(Entries with page source code)
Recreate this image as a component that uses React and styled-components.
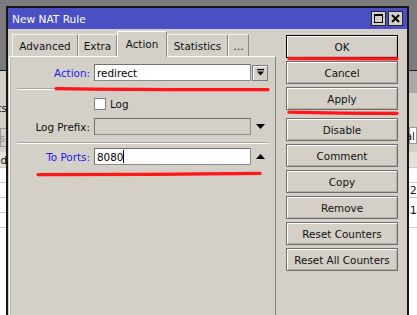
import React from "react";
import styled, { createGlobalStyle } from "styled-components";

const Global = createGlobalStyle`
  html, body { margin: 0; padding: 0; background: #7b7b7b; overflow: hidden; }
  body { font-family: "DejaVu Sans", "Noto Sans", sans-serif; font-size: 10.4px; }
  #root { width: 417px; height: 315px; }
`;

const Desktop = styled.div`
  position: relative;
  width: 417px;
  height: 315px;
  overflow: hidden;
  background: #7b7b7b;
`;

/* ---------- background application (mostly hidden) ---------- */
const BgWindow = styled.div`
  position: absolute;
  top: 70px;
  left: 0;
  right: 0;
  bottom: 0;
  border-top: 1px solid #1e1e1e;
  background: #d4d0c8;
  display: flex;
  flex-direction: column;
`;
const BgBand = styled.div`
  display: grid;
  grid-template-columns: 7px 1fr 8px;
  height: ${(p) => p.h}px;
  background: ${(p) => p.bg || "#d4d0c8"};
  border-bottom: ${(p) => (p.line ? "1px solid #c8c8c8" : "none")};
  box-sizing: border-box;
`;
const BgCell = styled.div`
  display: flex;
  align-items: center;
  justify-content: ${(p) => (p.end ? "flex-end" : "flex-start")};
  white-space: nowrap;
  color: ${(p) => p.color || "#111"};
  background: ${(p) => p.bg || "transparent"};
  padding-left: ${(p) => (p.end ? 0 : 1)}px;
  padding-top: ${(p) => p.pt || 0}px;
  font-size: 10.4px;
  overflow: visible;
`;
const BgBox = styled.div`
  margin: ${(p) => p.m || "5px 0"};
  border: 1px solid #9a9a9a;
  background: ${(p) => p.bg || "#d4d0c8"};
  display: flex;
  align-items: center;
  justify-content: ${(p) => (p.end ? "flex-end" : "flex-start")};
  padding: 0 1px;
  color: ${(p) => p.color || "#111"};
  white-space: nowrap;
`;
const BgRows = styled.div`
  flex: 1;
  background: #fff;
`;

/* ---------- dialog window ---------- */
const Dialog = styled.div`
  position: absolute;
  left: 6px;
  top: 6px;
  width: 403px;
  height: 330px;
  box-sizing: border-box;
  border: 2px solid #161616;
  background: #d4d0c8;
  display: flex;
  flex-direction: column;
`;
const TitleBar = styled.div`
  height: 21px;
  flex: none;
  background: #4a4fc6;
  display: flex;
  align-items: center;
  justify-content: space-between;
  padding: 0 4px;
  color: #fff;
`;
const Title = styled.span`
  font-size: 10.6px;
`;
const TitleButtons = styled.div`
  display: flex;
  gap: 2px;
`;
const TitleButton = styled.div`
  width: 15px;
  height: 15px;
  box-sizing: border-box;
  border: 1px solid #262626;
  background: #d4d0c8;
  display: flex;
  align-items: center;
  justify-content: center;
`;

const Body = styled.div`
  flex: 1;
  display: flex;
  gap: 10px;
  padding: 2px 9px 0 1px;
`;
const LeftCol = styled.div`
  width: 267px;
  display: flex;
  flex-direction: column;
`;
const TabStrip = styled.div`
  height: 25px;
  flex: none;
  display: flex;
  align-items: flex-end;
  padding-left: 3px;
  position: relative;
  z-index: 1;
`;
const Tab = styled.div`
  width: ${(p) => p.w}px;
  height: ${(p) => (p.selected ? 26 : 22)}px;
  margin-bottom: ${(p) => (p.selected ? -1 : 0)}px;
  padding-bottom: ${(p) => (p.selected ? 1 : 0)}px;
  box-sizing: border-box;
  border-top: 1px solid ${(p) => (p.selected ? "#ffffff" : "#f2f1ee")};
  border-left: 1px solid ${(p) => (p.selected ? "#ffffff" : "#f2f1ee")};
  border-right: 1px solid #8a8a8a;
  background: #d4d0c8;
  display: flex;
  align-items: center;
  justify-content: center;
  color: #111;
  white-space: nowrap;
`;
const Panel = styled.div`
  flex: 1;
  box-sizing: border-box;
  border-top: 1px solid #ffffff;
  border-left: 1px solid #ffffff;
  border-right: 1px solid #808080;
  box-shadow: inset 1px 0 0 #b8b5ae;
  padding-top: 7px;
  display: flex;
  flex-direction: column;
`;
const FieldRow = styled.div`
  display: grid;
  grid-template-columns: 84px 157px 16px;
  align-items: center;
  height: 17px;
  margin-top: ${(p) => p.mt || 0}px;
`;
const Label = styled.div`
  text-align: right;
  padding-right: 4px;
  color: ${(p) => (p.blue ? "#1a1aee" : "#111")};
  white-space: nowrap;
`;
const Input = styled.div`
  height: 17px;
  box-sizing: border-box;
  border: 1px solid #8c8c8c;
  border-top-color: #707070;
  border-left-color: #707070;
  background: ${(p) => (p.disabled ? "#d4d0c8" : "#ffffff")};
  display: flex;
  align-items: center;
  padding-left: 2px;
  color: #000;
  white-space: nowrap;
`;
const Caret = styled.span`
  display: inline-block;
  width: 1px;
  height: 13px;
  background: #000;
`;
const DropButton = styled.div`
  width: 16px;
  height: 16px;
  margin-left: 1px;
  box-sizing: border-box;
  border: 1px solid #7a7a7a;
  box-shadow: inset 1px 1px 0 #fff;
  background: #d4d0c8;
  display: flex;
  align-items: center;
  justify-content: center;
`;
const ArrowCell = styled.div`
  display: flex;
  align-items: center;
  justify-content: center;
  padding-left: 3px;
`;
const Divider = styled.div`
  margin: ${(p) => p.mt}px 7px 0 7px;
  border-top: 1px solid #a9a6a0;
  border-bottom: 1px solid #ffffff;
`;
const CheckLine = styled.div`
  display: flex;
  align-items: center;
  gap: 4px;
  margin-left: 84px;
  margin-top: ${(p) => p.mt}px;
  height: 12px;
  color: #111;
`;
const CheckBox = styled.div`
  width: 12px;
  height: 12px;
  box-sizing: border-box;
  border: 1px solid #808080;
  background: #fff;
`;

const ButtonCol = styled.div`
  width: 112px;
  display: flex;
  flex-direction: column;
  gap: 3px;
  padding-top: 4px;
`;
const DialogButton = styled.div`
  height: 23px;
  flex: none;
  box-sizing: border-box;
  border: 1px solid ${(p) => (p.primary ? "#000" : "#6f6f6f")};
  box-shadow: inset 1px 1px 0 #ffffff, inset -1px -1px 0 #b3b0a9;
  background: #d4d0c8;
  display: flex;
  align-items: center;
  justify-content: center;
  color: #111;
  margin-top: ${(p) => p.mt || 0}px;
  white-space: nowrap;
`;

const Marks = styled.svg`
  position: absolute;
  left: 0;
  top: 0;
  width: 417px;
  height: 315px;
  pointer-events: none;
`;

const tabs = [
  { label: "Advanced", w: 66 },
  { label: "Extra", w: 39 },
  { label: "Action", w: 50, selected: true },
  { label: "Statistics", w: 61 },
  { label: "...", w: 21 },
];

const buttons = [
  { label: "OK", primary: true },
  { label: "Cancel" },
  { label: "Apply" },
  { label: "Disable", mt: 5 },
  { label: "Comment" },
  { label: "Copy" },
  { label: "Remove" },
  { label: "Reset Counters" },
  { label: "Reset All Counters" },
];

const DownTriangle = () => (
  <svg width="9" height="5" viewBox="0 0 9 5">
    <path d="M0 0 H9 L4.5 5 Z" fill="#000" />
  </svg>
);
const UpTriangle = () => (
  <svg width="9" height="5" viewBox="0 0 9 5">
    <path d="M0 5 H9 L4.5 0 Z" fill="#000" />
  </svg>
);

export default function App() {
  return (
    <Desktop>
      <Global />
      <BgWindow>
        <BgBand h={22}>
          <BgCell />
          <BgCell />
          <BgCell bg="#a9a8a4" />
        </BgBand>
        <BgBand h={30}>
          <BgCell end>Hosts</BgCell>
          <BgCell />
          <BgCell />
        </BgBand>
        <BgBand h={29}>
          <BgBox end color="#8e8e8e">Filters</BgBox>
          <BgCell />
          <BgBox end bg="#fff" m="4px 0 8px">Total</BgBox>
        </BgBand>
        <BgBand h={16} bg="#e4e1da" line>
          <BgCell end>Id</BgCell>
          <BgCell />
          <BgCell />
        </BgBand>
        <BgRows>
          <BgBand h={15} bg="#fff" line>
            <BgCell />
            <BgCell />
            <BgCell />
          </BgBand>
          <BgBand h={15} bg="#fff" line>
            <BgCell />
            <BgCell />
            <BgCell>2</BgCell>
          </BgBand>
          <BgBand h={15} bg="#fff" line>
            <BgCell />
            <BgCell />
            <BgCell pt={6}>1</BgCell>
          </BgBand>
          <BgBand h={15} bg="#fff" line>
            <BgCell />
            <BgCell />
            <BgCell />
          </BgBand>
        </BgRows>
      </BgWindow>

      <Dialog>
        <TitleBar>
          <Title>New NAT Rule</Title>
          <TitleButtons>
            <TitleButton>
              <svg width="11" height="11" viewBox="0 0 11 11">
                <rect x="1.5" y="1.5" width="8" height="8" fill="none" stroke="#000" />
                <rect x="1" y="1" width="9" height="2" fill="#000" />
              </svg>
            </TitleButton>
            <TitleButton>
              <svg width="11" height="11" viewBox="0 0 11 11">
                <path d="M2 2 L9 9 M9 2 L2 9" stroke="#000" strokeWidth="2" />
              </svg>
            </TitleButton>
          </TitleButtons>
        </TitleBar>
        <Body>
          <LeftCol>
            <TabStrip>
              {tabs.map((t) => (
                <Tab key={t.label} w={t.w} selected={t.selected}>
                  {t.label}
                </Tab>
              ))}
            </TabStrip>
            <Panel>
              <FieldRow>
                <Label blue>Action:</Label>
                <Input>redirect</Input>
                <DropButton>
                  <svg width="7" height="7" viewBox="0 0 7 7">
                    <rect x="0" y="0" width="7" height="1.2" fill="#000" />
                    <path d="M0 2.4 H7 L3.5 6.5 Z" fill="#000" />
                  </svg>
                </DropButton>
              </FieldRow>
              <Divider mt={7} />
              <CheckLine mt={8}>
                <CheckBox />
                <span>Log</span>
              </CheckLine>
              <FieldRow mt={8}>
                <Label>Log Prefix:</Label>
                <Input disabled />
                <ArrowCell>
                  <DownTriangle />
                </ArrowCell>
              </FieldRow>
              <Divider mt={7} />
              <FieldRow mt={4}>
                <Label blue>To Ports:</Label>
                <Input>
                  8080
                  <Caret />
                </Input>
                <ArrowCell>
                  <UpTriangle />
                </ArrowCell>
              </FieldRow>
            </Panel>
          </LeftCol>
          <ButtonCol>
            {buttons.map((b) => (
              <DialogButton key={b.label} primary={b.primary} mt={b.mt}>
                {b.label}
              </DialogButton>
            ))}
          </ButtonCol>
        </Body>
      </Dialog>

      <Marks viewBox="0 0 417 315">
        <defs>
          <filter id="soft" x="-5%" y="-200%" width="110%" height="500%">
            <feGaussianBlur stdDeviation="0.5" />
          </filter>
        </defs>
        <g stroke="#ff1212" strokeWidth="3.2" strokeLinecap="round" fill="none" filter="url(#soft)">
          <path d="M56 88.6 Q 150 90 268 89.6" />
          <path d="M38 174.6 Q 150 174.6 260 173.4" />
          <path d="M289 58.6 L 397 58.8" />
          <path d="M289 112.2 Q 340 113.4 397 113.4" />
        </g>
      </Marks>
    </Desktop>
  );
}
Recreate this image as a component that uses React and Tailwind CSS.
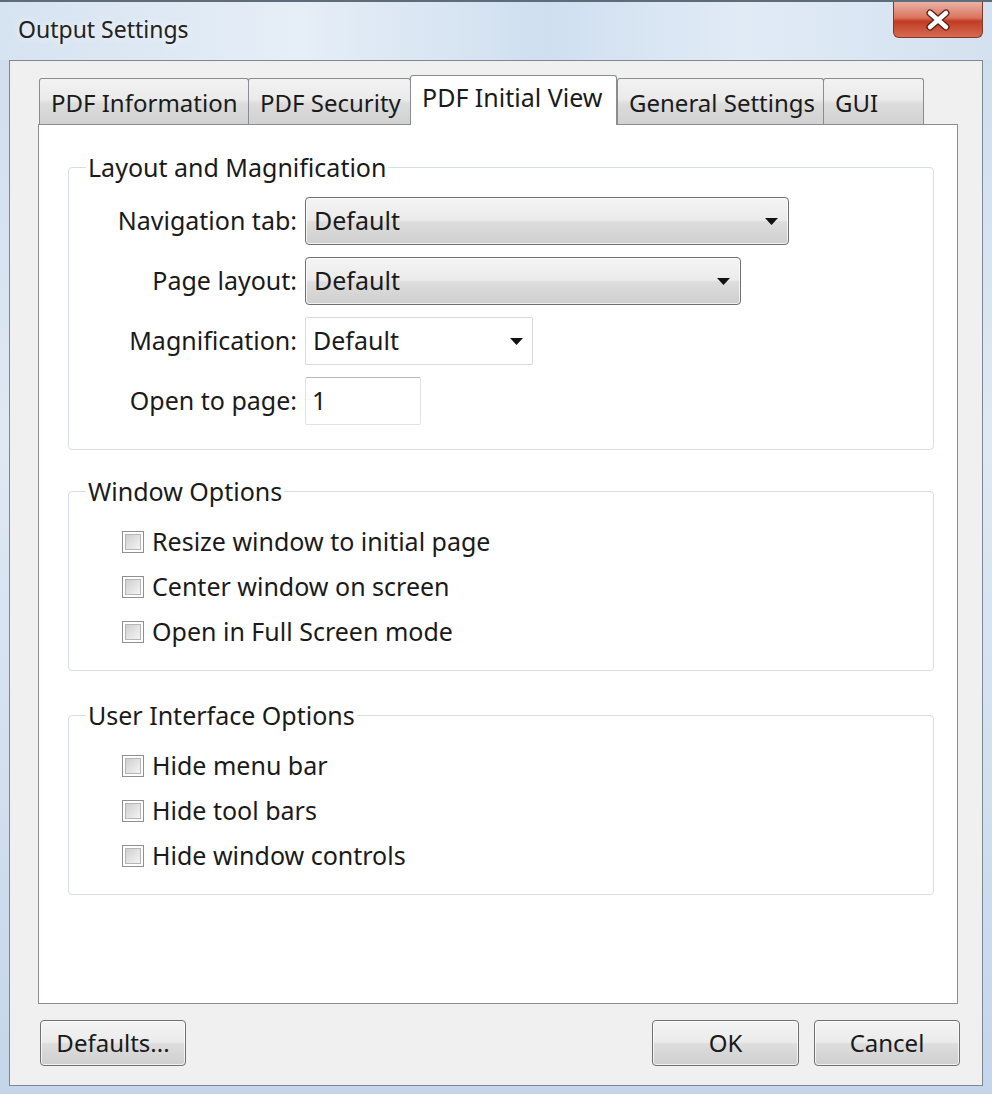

» **TASK TO CARRY OUT**
In the listing above, how many lines hold the word "image"? Give the number and nothing more.

» **SOLVED EXERCISE**
2